We’re not going to sugar-coat this one, it can be a little tricky trying to figure out the steps required to do a rollover. But the good news is that once you understand the process, it’s a fairly easy thing to do. Here’s what you need to know.
What does it mean to rollover your retirement plan?
When you leave your employer, you need to make a decision about what to do with your retirement plan, this is generally what causes the need to do a rollover. Simply put, a rollover is transferring one retirement plan into another retirement plan, without experiencing any tax consequences
Advantages of rolling over your 403(b) or 457 plan
There are several advantages to roll over a 403(b) or 457 plan into an IRA account. Let’s look at a few.
You’ll have more investment options
403(b) and 457 plans generally offer limited investment options. With an IRA, you have access to a greater range of investments, including some that may be more suitable to your retirement goals and risk tolerance. When selecting your investment options make sure you look at the fees you are being charged.
Some plans allow only lump-sum distributions and others may limit the frequency of withdrawals. If you roll the money into an IRA, you can take it out on your own schedule, provided you are at least age 59½.*
If you’ve worked at different jobs throughout your career, think about rolling all of your previous employers' plan balances into an IRA. This way, you'll have a single, consolidated account to track.
Potential estate-planning benefits
With some 403(b) and 457 plans, heirs must take out all the assets after the account holder dies and face a potentially large tax bill. Beneficiaries of IRAs may be able to stretch distributions out over their lifetimes.**
Disadvantages of rolling over your 403(b) or 457 plan into an IRA
Here are a few reasons not to roll over your plan.
If you leave your job at 55 or older, you can take penalty-free distributions from your 403(b) plan. You can also take penalty-free distributions from a 457 plan at any age if you leave your job. With an IRA, you must be 59½ to take penalty-free distributions in most cases.

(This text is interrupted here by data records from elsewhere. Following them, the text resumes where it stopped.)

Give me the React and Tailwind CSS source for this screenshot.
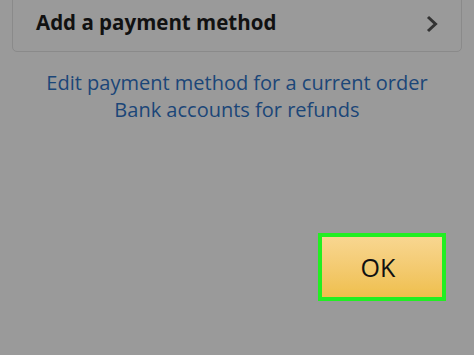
export default function App() {
  return (
    <div className="w-[474px] h-[355px] overflow-hidden bg-[#9a9a9a] font-['Open_Sans',sans-serif] flex flex-col">
      <div className="mx-[12px] mt-[-10px] h-[62px] rounded-[5px] border border-[#8a8a8a] flex items-end pb-[19px] pl-[23px] pr-[22px]">
        <span className="flex-1 text-[20.5px] font-bold text-[#111] leading-none">Add a payment method</span>
        <svg width="14" height="18" viewBox="0 0 14 18" className="mb-[-1px]">
          <path d="M3 2 L10.5 9 L3 16" fill="none" stroke="#333" strokeWidth="3" />
        </svg>
      </div>
      <div className="mt-[17px] text-center text-[20px] leading-[27px] text-[#1b4678]">
        <p>Edit payment method for a current order</p>
        <p>Bank accounts for refunds</p>
      </div>
      <div className="flex justify-end pr-[28px] mt-[110px]">
        <button className="w-[128px] h-[68px] border-[4px] border-[#22ee22] bg-gradient-to-b from-[#f8d690] to-[#efbf4c] text-[25px] text-[#111] leading-none pr-[8px]">
          OK
        </button>
      </div>
    </div>
  );
}
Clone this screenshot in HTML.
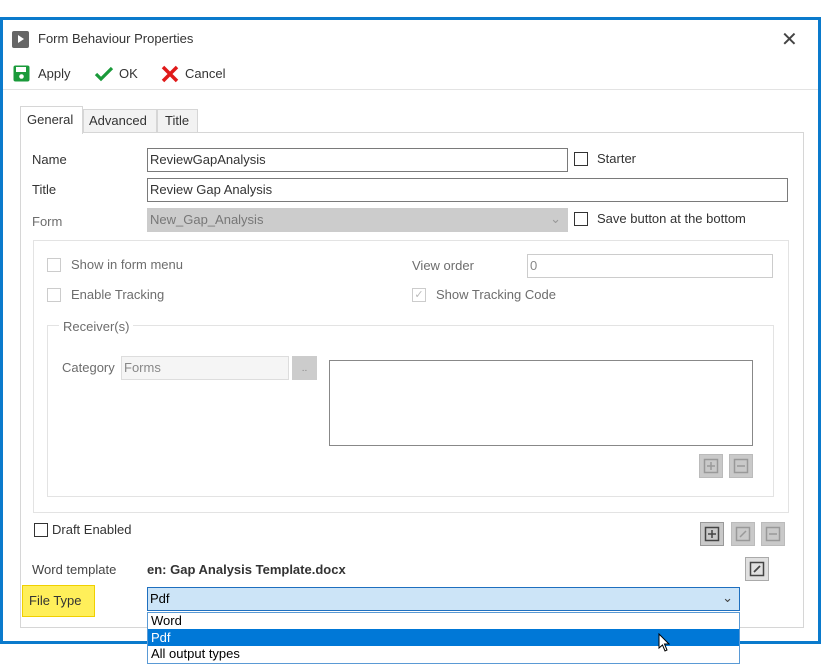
<!DOCTYPE html>
<html><head><style>
*{box-sizing:border-box;margin:0;padding:0}
body{width:821px;height:665px;background:#fff;font-family:"Liberation Sans",sans-serif;font-size:13px;color:#333;position:relative;overflow:hidden}
.a{position:absolute}
.tb{position:absolute;border:1px solid #7a7a7a;background:#fff;padding:3px 2px;height:24px;line-height:16px;font-size:13px}
.cb{position:absolute;width:14px;height:14px;border:1px solid #333;background:#fff}
.cbd{position:absolute;width:14px;height:14px;border:1px solid #ccc;background:#fff}
.g{color:#6d6d6d}
.btn{position:absolute;width:24px;height:24px;background:#c9c9c9;border:1px solid #bbb}
.btn svg{position:absolute;left:3px;top:3px}
</style></head><body>
<div class="a" style="left:0;top:17px;width:821px;height:627px;border:3px solid #0a7acc;background:#fff"></div>
<div class="a" style="left:12px;top:31px;width:17px;height:17px;background:#666;border-radius:2px"></div>
<div class="a" style="left:18px;top:35px;width:0;height:0;border-left:6px solid #fff;border-top:4.5px solid transparent;border-bottom:4.5px solid transparent"></div>
<div class="a" style="left:38px;top:31px">Form Behaviour Properties</div>
<div class="a" style="left:781px;top:27px;font-size:20px;color:#444">✕</div>
<svg class="a" style="left:13px;top:65px" width="17" height="17"><rect x="0.5" y="0.5" width="16" height="16" rx="2" fill="#1a9a3a"/><rect x="3" y="2" width="10" height="5" fill="#fff"/><circle cx="8.5" cy="11.5" r="2.3" fill="#fff"/></svg>
<div class="a" style="left:38px;top:66px">Apply</div>
<svg class="a" style="left:94px;top:66px" width="20" height="16"><path d="M2 8 L7 13 L18 2" stroke="#1a9a3a" stroke-width="3.2" fill="none"/></svg>
<div class="a" style="left:119px;top:66px">OK</div>
<svg class="a" style="left:161px;top:65px" width="18" height="18"><path d="M2 2 L16 16 M16 2 L2 16" stroke="#e01a1a" stroke-width="3.5"/></svg>
<div class="a" style="left:185px;top:66px">Cancel</div>
<div class="a" style="left:3px;top:89px;width:815px;height:1px;background:#e3e3e3"></div>
<div class="a" style="left:20px;top:132px;width:784px;height:496px;border:1px solid #d6d6d6;background:#fff"></div>
<div class="a" style="left:83px;top:109px;width:74px;height:24px;border:1px solid #d6d6d6;background:#f2f2f2;padding:3px 5px">Advanced</div>
<div class="a" style="left:157px;top:109px;width:41px;height:24px;border:1px solid #d6d6d6;background:#f2f2f2;padding:3px 7px">Title</div>
<div class="a" style="left:20px;top:106px;width:63px;height:28px;border:1px solid #d6d6d6;border-bottom:none;background:#fff;padding:5px 6px">General</div>
<div class="a" style="left:32px;top:152px">Name</div>
<div class="tb" style="left:147px;top:148px;width:421px">ReviewGapAnalysis</div>
<div class="cb" style="left:574px;top:152px"></div>
<div class="a" style="left:597px;top:151px">Starter</div>
<div class="a" style="left:32px;top:182px">Title</div>
<div class="tb" style="left:147px;top:178px;width:641px">Review Gap Analysis</div>
<div class="a g" style="left:32px;top:214px">Form</div>
<div class="tb" style="left:147px;top:208px;width:421px;background:#ccc;border-color:#ccc;color:#777">New_Gap_Analysis<span style="position:absolute;right:6px;top:2px;color:#999">⌄</span></div>
<div class="cb" style="left:574px;top:212px"></div>
<div class="a" style="left:597px;top:211px">Save button at the bottom</div>
<div class="a" style="left:33px;top:240px;width:756px;height:273px;border:1px solid #e3e3e3"></div>
<div class="cbd" style="left:47px;top:258px"></div>
<div class="a g" style="left:71px;top:257px">Show in form menu</div>
<div class="cbd" style="left:47px;top:288px"></div>
<div class="a g" style="left:71px;top:287px">Enable Tracking</div>
<div class="a g" style="left:412px;top:258px">View order</div>
<div class="tb" style="left:527px;top:254px;width:246px;border-color:#ccc;color:#888">0</div>
<div class="cbd" style="left:412px;top:288px;color:#bbb;font-size:11px;line-height:12px;text-align:center">✓</div>
<div class="a g" style="left:436px;top:287px">Show Tracking Code</div>
<div class="a" style="left:47px;top:325px;width:727px;height:172px;border:1px solid #e3e3e3"></div>
<div class="a g" style="left:59px;top:319px;background:#fff;padding:0 4px">Receiver(s)</div>
<div class="a g" style="left:62px;top:360px">Category</div>
<div class="tb" style="left:121px;top:356px;width:168px;border-color:#ddd;background:#f5f5f5;color:#888">Forms</div>
<div class="a" style="left:292px;top:356px;width:25px;height:24px;background:#ccc;color:#888;text-align:center;font-size:10px;line-height:26px">..</div>
<div class="a" style="left:329px;top:360px;width:424px;height:86px;border:1px solid #888"></div>
<div class="btn" style="left:699px;top:454px"><svg width="16" height="16"><rect x="1.5" y="1.5" width="13" height="13" fill="none" stroke="#999" stroke-width="1.5"/><path d="M8 4V12M4 8H12" stroke="#999" stroke-width="1.5"/></svg></div>
<div class="btn" style="left:729px;top:454px"><svg width="16" height="16"><rect x="1.5" y="1.5" width="13" height="13" fill="none" stroke="#999" stroke-width="1.5"/><path d="M4 8H12" stroke="#999" stroke-width="1.5"/></svg></div>
<div class="cb" style="left:34px;top:523px"></div>
<div class="a" style="left:52px;top:522px">Draft Enabled</div>
<div class="btn" style="left:700px;top:522px;border-color:#999"><svg width="16" height="16"><rect x="1.5" y="1.5" width="13" height="13" fill="none" stroke="#444" stroke-width="1.5"/><path d="M8 4V12M4 8H12" stroke="#444" stroke-width="1.5"/></svg></div>
<div class="btn" style="left:731px;top:522px"><svg width="16" height="16"><rect x="1.5" y="1.5" width="13" height="13" fill="none" stroke="#999" stroke-width="1.5"/><path d="M5 11L11 5" stroke="#999" stroke-width="1.5"/></svg></div>
<div class="btn" style="left:761px;top:522px"><svg width="16" height="16"><rect x="1.5" y="1.5" width="13" height="13" fill="none" stroke="#999" stroke-width="1.5"/><path d="M4 8H12" stroke="#999" stroke-width="1.5"/></svg></div>
<div class="a" style="left:32px;top:562px;color:#444">Word template</div>
<div class="a" style="left:147px;top:562px;font-weight:bold;color:#333">en: Gap Analysis Template.docx</div>
<div class="btn" style="left:745px;top:557px;background:#e0e0e0;border-color:#aaa"><svg width="16" height="16"><rect x="1.5" y="1.5" width="13" height="13" fill="none" stroke="#444" stroke-width="1.5"/><path d="M5 11L11 5" stroke="#444" stroke-width="1.8"/></svg></div>
<div class="a" style="left:22px;top:585px;width:73px;height:32px;background:#ffef5a;border:1px solid #f0d000;padding:7px 6px;color:#333">File Type</div>
<div class="tb" style="left:147px;top:587px;width:593px;background:#cce4f7;border-color:#1e6fbf;color:#000">Pdf<span style="position:absolute;right:6px;top:2px;color:#444">⌄</span></div>
<div class="a" style="left:147px;top:612px;width:593px;height:52px;border:1px solid #5a9ad5;background:#fff;color:#000">
<div style="height:16px;line-height:16px;padding-left:3px">Word</div>
<div style="height:17px;line-height:17px;padding-left:3px;background:#0078d7;color:#fff">Pdf</div>
<div style="height:16px;line-height:16px;padding-left:3px">All output types</div>
</div>
<svg class="a" style="left:658px;top:633px" width="12" height="20"><path d="M1 1 L1 15 L4.5 12 L7 18 L9 17 L6.5 11 L11 11 Z" fill="#fff" stroke="#000"/></svg>
</body></html>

If all or part of your balance is in an annuity that would result in substantial surrender fees if you take it out, you may want to consider leaving the money in your current 403(b) or 457 plan.
Something To Consider
If you decide to roll over your 403(b) or 457 plan, be sure your district transfers your balance directly into an IRA. If the distribution is made to you first, the plan must withhold 20% for federal withholding taxes. Then, you’ll need to come up with another 20% from other sources to equal your full roll over amount and deposit it in an IRA within 60 days or it will be considered a distribution. In that case, you’ll then be taxed on the entire amount at ordinary income tax rates, and may owe a 10% tax penalty if you are younger than age 55 and have separated from work. Avoid this situation if at all possible.
* IRA withdrawals made before age 59 ½, with certain exceptions, are subject to a 10% tax penalty. You are required to start taking distributions from a traditional IRA at age 70 ½ or face a 50% tax penalty on the amount that should have been withdrawn, but wasn't.
*** Spouses may roll over inherited IRAs and treat them as their own. Non-spouse beneficiaries are subject to IRS distribution rules for inherited IRAs.
Please note that neither California Teachers Association nor any of its affiliates give tax advice. Consult a tax advisor for information specific to your situation.